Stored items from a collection
## start
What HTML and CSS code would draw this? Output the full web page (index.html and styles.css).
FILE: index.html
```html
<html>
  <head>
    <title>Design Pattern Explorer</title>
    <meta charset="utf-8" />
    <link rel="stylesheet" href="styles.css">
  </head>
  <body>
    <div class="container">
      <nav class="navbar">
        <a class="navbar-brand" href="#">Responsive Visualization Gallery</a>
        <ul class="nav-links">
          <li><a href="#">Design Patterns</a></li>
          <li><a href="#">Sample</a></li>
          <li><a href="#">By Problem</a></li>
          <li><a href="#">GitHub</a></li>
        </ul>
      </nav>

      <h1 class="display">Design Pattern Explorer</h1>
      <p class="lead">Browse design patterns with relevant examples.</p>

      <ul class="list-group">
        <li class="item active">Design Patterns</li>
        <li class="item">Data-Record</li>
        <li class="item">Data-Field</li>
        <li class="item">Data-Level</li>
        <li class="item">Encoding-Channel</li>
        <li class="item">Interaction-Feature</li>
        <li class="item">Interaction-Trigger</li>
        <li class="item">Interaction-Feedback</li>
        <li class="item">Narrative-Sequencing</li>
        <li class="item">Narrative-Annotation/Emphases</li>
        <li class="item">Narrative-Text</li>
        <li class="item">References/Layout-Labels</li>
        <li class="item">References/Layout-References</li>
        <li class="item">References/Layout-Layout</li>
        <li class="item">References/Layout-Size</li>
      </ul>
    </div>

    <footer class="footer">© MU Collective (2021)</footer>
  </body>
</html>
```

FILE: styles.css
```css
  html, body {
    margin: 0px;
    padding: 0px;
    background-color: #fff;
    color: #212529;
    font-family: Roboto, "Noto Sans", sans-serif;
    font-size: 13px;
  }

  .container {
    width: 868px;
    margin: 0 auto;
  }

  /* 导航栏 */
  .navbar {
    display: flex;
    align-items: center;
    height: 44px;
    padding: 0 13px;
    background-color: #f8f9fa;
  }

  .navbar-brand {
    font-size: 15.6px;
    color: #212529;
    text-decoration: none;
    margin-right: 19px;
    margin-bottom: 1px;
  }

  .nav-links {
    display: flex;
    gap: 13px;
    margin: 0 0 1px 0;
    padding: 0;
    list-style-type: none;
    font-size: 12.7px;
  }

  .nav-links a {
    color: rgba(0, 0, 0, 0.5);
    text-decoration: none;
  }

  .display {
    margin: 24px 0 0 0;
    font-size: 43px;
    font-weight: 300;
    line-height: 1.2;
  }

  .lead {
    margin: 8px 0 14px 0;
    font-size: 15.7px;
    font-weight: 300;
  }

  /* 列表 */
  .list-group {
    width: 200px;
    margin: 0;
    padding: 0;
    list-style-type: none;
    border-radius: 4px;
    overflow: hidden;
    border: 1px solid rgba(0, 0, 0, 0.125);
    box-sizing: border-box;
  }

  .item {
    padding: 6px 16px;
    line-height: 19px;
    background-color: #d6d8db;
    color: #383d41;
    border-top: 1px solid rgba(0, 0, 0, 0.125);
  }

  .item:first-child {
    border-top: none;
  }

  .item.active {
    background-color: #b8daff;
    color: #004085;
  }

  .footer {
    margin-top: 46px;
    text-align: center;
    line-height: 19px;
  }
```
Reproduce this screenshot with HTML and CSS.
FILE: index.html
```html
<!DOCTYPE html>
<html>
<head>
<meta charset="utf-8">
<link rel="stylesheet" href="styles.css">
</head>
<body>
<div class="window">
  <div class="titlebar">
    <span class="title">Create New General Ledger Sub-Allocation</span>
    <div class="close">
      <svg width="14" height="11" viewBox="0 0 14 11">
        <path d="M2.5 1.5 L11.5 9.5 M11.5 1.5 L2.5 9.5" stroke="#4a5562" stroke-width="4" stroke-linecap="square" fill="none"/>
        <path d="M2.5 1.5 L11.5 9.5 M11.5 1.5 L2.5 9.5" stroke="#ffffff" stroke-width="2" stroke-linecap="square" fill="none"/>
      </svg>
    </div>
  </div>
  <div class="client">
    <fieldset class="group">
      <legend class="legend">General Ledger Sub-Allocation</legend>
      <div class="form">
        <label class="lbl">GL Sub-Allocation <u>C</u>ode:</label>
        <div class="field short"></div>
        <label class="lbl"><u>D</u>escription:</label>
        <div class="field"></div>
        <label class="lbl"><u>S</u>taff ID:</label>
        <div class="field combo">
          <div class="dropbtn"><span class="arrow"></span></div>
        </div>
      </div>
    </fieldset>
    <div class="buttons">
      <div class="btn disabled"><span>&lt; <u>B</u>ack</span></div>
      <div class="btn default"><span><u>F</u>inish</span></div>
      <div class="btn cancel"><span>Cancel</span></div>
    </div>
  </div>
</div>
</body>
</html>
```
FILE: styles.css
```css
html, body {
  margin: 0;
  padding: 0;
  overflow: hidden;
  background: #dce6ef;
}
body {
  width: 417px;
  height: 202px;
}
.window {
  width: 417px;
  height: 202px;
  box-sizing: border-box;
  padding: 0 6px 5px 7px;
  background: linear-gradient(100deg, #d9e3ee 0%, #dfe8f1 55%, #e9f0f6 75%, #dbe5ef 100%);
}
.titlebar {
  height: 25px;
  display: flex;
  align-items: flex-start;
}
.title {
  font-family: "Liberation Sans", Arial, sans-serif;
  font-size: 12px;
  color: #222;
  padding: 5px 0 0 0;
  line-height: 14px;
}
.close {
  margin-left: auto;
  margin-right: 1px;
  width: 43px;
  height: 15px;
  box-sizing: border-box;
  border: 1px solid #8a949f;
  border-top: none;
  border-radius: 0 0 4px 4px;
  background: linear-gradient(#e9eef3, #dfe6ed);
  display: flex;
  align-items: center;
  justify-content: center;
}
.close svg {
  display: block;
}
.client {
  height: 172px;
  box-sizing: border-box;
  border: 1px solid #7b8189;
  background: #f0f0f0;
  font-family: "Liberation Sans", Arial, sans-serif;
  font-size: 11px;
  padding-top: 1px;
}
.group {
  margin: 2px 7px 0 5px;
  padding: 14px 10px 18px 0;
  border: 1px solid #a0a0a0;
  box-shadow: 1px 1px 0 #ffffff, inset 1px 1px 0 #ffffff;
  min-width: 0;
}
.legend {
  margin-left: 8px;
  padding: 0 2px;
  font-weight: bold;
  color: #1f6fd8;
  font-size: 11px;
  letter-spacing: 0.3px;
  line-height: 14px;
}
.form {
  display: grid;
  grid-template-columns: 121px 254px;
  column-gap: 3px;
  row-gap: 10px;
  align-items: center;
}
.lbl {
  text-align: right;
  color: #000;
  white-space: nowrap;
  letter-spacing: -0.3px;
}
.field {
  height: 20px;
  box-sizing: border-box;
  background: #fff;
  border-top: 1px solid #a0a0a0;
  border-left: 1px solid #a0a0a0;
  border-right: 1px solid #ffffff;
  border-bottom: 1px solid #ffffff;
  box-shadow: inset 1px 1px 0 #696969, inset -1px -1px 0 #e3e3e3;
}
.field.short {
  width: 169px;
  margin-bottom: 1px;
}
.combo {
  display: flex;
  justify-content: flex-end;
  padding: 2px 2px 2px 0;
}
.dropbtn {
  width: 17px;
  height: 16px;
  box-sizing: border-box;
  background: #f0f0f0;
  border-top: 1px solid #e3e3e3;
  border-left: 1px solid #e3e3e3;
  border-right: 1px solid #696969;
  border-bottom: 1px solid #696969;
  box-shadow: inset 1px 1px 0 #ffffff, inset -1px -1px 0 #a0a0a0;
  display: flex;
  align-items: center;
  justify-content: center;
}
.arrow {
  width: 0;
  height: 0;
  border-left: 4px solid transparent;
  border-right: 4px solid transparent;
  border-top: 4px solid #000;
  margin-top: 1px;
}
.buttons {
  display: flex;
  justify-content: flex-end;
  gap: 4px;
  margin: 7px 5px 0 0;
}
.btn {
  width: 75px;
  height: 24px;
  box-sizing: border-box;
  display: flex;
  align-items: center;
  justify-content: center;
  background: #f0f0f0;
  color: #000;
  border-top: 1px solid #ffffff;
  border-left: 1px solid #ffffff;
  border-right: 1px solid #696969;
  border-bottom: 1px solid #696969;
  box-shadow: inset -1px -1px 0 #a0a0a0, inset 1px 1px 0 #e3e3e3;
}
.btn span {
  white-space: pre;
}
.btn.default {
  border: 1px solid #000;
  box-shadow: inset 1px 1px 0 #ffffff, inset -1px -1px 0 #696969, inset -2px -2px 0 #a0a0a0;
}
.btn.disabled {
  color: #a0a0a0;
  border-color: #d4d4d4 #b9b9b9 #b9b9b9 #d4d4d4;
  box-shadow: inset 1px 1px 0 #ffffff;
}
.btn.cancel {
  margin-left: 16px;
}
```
## end
**Stated goal**
Pick out every line with the string "styles" and copy it.

**Worked solution**
What HTML and CSS code would draw this? Output the full web page (index.html and styles.css).
    <link rel="stylesheet" href="styles.css">
FILE: styles.css
<link rel="stylesheet" href="styles.css">
FILE: styles.css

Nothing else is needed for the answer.